Exercise aim:
Reproduce, character for character, the lines below from the first through the one with "const [open, setOpen]". Leave pictures out.

######

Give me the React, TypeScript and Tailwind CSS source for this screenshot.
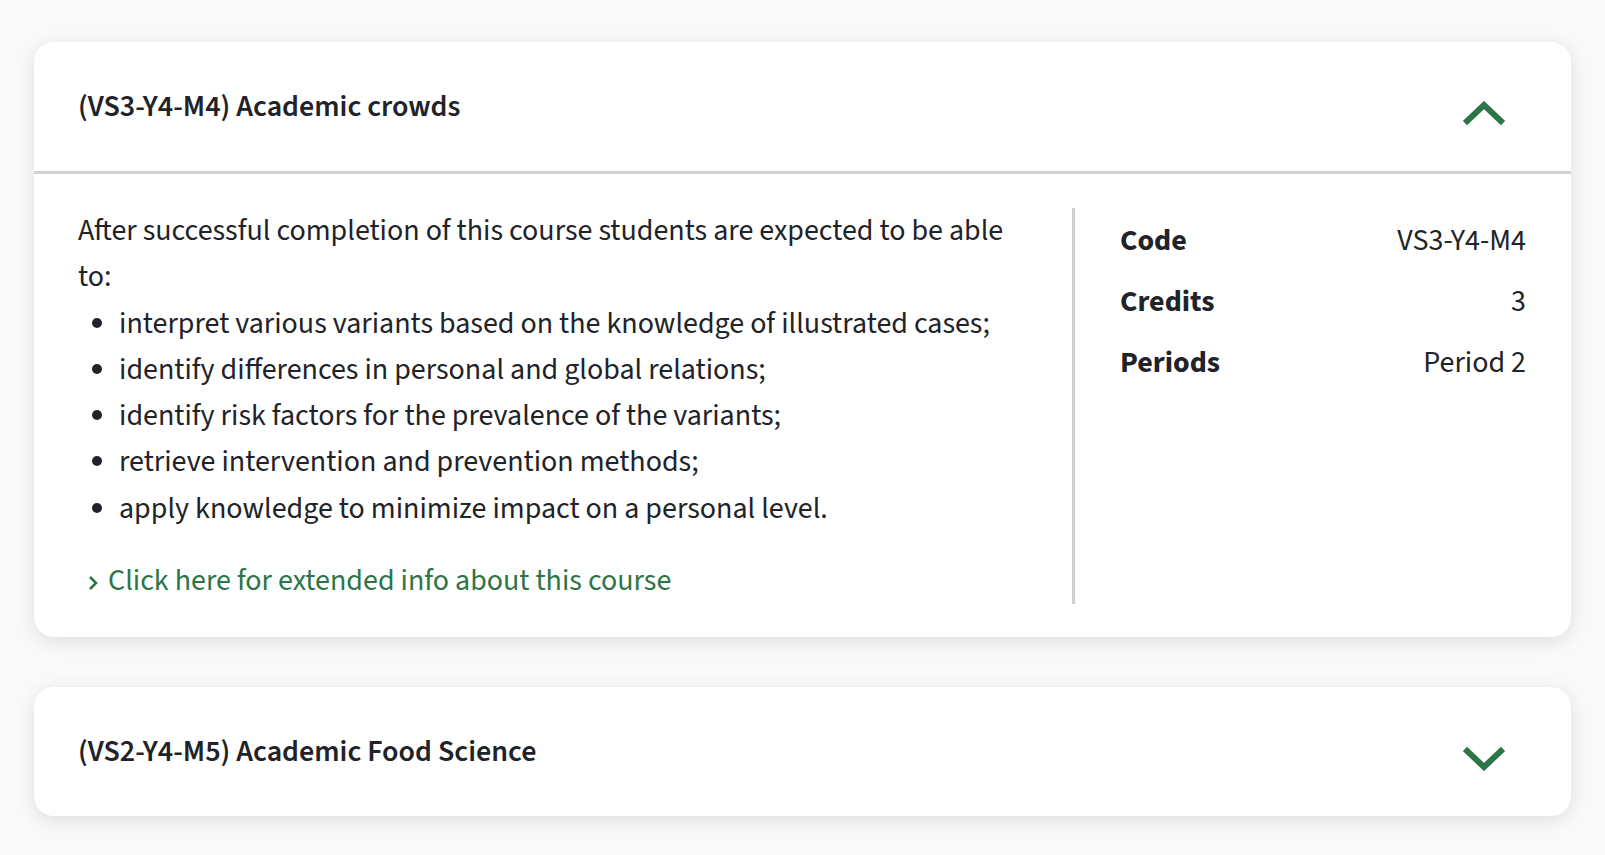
import React, { useState } from "react";

type Course = {
  code: string;
  title: string;
  credits: string;
  periods: string;
  intro: string;
  outcomes: string[];
};

const courses: Course[] = [
  {
    code: "VS3-Y4-M4",
    title: "Academic crowds",
    credits: "3",
    periods: "Period 2",
    intro: "After successful completion of this course students are expected to be able to:",
    outcomes: [
      "interpret various variants based on the knowledge of illustrated cases;",
      "identify differences in personal and global relations;",
      "identify risk factors for the prevalence of the variants;",
      "retrieve intervention and prevention methods;",
      "apply knowledge to minimize impact on a personal level.",
    ],
  },
  {
    code: "VS2-Y4-M5",
    title: "Academic Food Science",
    credits: "4",
    periods: "Period 3",
    intro: "After successful completion of this course students are expected to be able to:",
    outcomes: [],
  },
];

const Chevron: React.FC<{ up: boolean }> = ({ up }) => (
  <svg width="42" height="25" viewBox="0 0 42 25" className="mt-[14px] shrink-0">
    <polyline
      points={up ? "2,22 21,4 40,22" : "2,3 21,21 40,3"}
      fill="none"
      stroke="#2c7547"
      strokeWidth="6"
    />
  </svg>
);

const CourseCard: React.FC<{ course: Course; defaultOpen?: boolean }> = ({ course, defaultOpen }) => {
  const [open, setOpen] = useState<boolean>(!!defaultOpen);

  return (
    <div className="bg-white rounded-[20px] shadow-[0_4px_18px_rgba(0,0,0,0.11)] overflow-hidden">
      <button
        type="button"
        onClick={() => setOpen(!open)}
        className="w-full h-[129px] flex items-center justify-between pl-[44px] pr-[66px] text-left cursor-pointer"
      >
        <span className="text-[30px] font-semibold text-[#212328]">
          ({course.code}) {course.title}
        </span>
        <Chevron up={open} />
      </button>
      {open && (
        <div className="border-t-[3px] border-[#d2d2d2] flex pt-[34px] pb-[33px]">
          <div className="w-[1041px] pl-[44px] pr-[40px] border-r-[3px] border-[#cfcfcf] text-[30px] leading-[46.3px] text-[#212328]">
            <p>{course.intro}</p>
            <ul className="list-disc pl-[41px]">
              {course.outcomes.map((o) => (
                <li key={o}>{o}</li>
              ))}
            </ul>
            <a href="#" className="mt-[26px] flex items-center text-[#2c7547] pl-[10px]">
              <svg width="10" height="16" viewBox="0 0 10 16" className="mr-[10px] mt-[3px] shrink-0">
                <polyline points="2,2 8,8 2,14" fill="none" stroke="#2c7547" strokeWidth="2.6" />
              </svg>
              Click here for extended info about this course
            </a>
          </div>
          <div className="flex-1 pl-[45px] pr-[45px] pt-[2px] text-[30px] text-[#212328]">
            <div className="flex justify-between h-[61px] items-center">
              <span className="font-bold">Code</span>
              <span>{course.code}</span>
            </div>
            <div className="flex justify-between h-[61px] items-center">
              <span className="font-bold">Credits</span>
              <span>{course.credits}</span>
            </div>
            <div className="flex justify-between h-[61px] items-center">
              <span className="font-bold">Periods</span>
              <span>{course.periods}</span>
            </div>
          </div>
        </div>
      )}
    </div>
  );
};

const App: React.FC = () => {
  return (
    <div
      className="min-h-screen bg-[#f9f9f9] px-[34px] pt-[42px] pb-[40px] flex flex-col gap-[50px]"
      style={{ fontFamily: '"Source Sans 3", "Source Sans Pro", Lato, sans-serif' }}
    >
      <CourseCard course={courses[0]} defaultOpen />
      <CourseCard course={courses[1]} />
    </div>
  );
};

export default App;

######

Response for this exercise:
Give me the React, TypeScript and Tailwind CSS source for this screenshot.
import React, { useState } from "react";

type Course = {
  code: string;
  title: string;
  credits: string;
  periods: string;
  intro: string;
  outcomes: string[];
};

const courses: Course[] = [
  {
    code: "VS3-Y4-M4",
    title: "Academic crowds",
    credits: "3",
    periods: "Period 2",
    intro: "After successful completion of this course students are expected to be able to:",
    outcomes: [
      "interpret various variants based on the knowledge of illustrated cases;",
      "identify differences in personal and global relations;",
      "identify risk factors for the prevalence of the variants;",
      "retrieve intervention and prevention methods;",
      "apply knowledge to minimize impact on a personal level.",
    ],
  },
  {
    code: "VS2-Y4-M5",
    title: "Academic Food Science",
    credits: "4",
    periods: "Period 3",
    intro: "After successful completion of this course students are expected to be able to:",
    outcomes: [],
  },
];

const Chevron: React.FC<{ up: boolean }> = ({ up }) => (
  <svg width="42" height="25" viewBox="0 0 42 25" className="mt-[14px] shrink-0">
    <polyline
      points={up ? "2,22 21,4 40,22" : "2,3 21,21 40,3"}
      fill="none"
      stroke="#2c7547"
      strokeWidth="6"
    />
  </svg>
);

const CourseCard: React.FC<{ course: Course; defaultOpen?: boolean }> = ({ course, defaultOpen }) => {
  const [open, setOpen] = useState<boolean>(!!defaultOpen);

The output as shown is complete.